Greetings to all the viewers of "Dialogue With the West." I'm pleased to have this opportunity to speak with you today. This has been a difficult week for all of us who have cherished the growing prospects of peace in the Middle East and Israel. Dozens of people lost their lives to an inhuman campaign of terror.

Think about the victims for a moment. Each was a human being; a son or a daughter, a husband or a wife, a mother or a father. Each wanted only to live and to love, to work and to dream in a land of peace.

Those responsible for these terrible acts have but one aim: to stop the peace process that so many people throughout Israel and the Arab world so strongly desire. The enemies of peace know that a new day is dawning in the Middle East, a day in which all its peoples can enjoy the simple blessings of a normal life. With each new step along the way, these enemies grow more and more desperate, and so they sow the seeds of division and conflict, of hatred and destruction.

But make no mistake: The future they darken is their own. For instead of a life of security and prosperity, all they have to offer is violence, poverty, and despair. We must not allow them to prevail. If we do everything we can to strengthen the peace they fear, they will not prevail.

In the midst of this week's horror, there was one especially powerful moment of hope. In Gaza City, 10,000 Palestinians came together to make a simple, urgent plea: Say no to terrorism, say yes to peace. They know that their own dreams and aspirations are at risk, to provide for their loved ones, to raise a family in security, to see their own children enjoy lives free from violence and full of possibilities. And they understand a truth that we see all around the world.

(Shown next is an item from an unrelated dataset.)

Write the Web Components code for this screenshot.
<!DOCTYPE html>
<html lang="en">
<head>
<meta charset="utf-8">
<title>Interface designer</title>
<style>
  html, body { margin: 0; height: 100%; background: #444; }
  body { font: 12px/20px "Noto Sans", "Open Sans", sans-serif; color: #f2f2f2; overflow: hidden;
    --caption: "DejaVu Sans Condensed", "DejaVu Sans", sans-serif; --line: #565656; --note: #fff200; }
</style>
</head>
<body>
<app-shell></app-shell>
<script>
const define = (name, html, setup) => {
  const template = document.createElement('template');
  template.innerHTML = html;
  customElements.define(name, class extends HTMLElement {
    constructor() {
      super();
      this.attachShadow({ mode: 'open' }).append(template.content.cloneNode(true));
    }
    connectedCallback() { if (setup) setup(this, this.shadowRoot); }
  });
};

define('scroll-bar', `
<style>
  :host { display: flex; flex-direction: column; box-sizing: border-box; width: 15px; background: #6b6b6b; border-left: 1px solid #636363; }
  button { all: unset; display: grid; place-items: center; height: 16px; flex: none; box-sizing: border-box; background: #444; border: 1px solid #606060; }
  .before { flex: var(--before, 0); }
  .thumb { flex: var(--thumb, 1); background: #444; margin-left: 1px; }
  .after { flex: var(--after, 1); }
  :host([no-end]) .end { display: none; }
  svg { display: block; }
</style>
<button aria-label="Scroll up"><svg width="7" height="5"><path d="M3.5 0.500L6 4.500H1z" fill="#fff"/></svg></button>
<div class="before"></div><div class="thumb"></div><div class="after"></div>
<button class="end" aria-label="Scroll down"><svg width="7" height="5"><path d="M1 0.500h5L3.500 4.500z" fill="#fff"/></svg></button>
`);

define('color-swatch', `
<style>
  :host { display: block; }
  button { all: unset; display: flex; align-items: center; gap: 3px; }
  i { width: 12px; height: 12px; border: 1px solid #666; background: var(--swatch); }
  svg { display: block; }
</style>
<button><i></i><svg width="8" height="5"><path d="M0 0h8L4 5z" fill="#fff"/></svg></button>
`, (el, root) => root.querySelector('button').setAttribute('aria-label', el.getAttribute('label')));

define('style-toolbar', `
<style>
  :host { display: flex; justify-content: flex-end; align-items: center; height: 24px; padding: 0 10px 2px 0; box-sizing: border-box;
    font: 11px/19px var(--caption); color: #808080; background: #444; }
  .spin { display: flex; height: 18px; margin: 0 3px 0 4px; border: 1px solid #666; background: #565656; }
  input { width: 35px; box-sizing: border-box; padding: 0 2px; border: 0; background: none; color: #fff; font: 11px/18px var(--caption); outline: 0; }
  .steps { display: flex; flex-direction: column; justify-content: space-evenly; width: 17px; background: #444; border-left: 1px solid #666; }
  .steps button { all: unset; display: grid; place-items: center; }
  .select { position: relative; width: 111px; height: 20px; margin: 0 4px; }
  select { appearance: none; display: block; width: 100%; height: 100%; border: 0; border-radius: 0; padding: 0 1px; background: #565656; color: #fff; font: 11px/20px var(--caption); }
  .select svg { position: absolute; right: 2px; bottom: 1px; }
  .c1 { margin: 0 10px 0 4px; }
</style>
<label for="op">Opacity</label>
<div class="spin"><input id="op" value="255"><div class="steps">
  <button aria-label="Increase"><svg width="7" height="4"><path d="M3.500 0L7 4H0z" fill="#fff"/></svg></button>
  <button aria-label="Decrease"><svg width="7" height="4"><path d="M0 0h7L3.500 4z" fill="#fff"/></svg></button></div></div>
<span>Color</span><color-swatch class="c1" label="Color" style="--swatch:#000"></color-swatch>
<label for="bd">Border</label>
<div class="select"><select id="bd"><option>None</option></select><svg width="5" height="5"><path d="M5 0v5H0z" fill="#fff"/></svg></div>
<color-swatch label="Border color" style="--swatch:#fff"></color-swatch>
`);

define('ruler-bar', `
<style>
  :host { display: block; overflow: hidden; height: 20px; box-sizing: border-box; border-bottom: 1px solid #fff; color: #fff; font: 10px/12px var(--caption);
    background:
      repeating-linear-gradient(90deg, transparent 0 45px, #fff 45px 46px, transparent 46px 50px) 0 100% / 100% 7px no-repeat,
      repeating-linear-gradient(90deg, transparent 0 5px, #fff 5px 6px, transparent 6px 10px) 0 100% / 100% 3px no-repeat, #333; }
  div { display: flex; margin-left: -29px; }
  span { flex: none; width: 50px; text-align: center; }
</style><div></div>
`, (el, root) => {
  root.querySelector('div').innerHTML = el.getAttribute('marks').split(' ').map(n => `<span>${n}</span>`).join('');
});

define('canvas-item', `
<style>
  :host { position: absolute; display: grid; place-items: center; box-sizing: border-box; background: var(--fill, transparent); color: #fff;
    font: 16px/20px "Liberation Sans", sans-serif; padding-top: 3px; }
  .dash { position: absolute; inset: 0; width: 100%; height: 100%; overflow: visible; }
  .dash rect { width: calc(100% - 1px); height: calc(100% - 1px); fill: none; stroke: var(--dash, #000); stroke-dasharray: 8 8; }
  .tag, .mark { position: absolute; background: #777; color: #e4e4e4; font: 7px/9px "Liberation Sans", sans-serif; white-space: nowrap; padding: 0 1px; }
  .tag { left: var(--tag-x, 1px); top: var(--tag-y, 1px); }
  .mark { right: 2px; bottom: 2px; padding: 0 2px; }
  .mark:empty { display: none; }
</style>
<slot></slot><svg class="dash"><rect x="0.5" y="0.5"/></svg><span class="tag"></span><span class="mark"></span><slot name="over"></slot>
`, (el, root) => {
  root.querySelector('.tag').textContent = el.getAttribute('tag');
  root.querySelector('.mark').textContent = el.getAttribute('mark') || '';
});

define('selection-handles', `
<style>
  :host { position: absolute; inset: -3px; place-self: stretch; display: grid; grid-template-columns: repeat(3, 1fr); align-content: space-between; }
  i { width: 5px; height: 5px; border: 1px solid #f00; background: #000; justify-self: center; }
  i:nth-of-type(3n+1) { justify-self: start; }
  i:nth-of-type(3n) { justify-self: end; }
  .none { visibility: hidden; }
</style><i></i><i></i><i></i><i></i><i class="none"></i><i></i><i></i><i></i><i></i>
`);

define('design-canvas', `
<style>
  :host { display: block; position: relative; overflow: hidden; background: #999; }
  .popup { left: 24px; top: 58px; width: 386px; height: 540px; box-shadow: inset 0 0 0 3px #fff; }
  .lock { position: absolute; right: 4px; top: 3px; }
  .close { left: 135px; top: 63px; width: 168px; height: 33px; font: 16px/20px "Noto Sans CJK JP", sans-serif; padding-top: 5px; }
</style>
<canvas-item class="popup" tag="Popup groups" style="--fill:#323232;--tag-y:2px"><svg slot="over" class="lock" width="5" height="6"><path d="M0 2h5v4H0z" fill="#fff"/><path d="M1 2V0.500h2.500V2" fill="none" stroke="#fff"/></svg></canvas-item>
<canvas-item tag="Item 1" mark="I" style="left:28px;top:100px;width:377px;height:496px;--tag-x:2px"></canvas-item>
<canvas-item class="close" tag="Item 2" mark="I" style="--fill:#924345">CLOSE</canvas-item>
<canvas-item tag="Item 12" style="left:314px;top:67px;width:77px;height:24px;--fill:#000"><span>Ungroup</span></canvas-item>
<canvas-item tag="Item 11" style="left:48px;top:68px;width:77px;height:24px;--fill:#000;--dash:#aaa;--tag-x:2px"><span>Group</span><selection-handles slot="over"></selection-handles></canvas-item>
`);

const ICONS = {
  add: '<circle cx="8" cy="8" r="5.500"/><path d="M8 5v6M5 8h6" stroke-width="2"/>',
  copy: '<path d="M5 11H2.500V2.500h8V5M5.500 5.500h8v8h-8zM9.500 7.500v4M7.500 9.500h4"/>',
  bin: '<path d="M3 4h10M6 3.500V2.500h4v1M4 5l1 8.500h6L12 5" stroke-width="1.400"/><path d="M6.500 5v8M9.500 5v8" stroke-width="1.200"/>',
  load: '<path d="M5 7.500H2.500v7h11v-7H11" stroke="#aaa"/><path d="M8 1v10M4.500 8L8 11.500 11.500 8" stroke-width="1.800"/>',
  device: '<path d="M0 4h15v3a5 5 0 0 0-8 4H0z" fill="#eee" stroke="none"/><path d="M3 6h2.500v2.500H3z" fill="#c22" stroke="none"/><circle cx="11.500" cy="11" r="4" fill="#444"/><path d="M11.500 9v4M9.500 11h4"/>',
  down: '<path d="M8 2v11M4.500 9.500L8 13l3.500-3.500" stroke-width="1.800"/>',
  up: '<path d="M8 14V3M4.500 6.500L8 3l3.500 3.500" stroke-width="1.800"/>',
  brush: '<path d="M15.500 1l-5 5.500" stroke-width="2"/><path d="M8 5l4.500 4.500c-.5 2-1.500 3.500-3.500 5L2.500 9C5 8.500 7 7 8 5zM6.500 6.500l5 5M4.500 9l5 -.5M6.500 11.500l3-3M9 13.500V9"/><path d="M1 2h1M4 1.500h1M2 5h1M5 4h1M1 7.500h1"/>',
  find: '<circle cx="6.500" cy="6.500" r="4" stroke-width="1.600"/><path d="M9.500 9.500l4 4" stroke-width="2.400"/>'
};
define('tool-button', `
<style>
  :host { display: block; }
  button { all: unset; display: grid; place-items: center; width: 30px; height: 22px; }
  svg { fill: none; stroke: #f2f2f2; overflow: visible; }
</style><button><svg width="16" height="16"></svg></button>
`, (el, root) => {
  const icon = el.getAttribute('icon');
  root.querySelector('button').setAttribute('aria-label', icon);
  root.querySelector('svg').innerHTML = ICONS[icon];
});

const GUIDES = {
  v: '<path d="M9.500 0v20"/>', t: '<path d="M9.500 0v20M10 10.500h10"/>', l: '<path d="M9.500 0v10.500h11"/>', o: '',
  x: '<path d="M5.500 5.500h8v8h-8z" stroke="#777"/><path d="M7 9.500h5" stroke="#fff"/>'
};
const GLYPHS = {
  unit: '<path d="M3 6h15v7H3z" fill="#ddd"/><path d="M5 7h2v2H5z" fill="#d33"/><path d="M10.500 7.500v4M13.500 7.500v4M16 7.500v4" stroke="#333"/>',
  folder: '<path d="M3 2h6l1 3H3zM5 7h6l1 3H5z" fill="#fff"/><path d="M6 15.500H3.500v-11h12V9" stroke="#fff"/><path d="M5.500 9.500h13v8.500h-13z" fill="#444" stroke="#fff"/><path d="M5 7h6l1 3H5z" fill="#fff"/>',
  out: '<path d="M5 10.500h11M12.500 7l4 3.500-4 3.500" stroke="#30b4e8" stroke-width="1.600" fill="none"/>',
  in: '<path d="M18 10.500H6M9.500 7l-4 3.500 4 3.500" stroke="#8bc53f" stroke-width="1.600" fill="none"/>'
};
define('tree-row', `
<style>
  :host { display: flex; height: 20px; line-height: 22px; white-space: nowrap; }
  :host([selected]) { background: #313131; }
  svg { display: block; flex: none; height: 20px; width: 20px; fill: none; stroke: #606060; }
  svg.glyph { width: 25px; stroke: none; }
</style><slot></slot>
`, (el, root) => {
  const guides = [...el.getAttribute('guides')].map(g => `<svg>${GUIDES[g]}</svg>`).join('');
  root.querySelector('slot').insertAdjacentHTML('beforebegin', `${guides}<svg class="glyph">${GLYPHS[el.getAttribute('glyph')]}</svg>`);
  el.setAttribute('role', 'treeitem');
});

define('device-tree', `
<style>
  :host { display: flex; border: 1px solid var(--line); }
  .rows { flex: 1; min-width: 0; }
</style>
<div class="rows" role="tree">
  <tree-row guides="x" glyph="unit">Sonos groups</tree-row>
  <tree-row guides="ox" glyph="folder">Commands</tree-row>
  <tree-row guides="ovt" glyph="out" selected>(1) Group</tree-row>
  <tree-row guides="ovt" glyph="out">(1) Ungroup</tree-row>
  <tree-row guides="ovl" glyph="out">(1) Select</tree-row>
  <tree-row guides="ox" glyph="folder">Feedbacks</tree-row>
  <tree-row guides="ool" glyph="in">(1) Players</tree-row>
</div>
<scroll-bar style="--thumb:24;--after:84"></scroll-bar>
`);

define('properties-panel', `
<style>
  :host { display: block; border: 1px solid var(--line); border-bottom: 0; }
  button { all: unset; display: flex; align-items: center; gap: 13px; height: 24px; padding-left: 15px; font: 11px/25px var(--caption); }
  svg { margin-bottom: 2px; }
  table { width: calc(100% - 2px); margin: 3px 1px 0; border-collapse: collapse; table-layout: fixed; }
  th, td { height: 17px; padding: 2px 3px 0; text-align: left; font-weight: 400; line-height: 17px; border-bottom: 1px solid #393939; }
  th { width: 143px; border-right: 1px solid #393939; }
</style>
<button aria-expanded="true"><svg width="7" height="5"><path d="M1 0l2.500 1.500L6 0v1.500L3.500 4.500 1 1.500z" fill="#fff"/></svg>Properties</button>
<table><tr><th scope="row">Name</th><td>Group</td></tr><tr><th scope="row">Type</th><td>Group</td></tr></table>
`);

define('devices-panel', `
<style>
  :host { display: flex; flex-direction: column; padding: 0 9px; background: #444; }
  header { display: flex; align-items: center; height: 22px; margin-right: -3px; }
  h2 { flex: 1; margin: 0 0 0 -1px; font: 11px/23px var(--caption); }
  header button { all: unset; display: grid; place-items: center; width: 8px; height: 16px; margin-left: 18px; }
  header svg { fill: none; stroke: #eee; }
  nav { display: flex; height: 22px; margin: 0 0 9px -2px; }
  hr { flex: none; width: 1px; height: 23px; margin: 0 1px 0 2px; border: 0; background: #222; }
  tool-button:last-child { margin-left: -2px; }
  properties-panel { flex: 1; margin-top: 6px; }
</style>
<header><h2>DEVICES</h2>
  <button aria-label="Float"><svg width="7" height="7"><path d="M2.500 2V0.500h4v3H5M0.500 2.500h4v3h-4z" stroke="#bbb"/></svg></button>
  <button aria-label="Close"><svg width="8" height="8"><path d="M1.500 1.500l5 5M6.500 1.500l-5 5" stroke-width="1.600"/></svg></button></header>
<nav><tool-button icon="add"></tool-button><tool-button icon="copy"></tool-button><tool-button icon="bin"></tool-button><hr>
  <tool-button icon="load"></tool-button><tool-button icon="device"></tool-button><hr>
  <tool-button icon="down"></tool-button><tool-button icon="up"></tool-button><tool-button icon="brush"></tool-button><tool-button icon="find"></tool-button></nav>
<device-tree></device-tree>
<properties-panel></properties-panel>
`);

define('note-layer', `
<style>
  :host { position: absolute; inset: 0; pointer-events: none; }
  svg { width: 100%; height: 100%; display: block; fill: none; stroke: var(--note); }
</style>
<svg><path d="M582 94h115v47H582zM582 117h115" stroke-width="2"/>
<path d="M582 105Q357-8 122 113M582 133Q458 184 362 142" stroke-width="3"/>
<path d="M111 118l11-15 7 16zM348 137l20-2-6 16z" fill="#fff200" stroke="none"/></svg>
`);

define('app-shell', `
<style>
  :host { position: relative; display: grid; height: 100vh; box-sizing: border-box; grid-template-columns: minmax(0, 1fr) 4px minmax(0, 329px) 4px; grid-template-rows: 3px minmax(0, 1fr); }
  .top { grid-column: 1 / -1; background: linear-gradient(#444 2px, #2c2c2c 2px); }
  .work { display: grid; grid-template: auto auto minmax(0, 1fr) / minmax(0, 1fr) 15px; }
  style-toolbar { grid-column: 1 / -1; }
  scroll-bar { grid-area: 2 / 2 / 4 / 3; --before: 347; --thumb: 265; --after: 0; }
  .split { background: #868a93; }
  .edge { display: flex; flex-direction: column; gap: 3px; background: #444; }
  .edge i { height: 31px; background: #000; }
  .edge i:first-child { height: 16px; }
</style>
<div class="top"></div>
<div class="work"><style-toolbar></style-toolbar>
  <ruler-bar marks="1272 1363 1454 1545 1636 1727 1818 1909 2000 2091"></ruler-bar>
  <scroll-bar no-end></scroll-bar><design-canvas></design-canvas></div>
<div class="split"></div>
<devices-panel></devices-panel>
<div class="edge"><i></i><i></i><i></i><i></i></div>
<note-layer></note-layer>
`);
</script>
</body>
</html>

Today the fundamental differences are no longer between Arab and Jew or Protestant and Catholic or Muslim, Serb, and Croat. The dividing line today is between those who embrace peace and those who would destroy it, between those who look to the future and those who are locked in the past, between those who open their arms and those who still clench their fists. Each of us must decide which side of the line we are on; the right side, the only side, is the side of peace.

Now more than ever, the choice we make matters. Choose peace.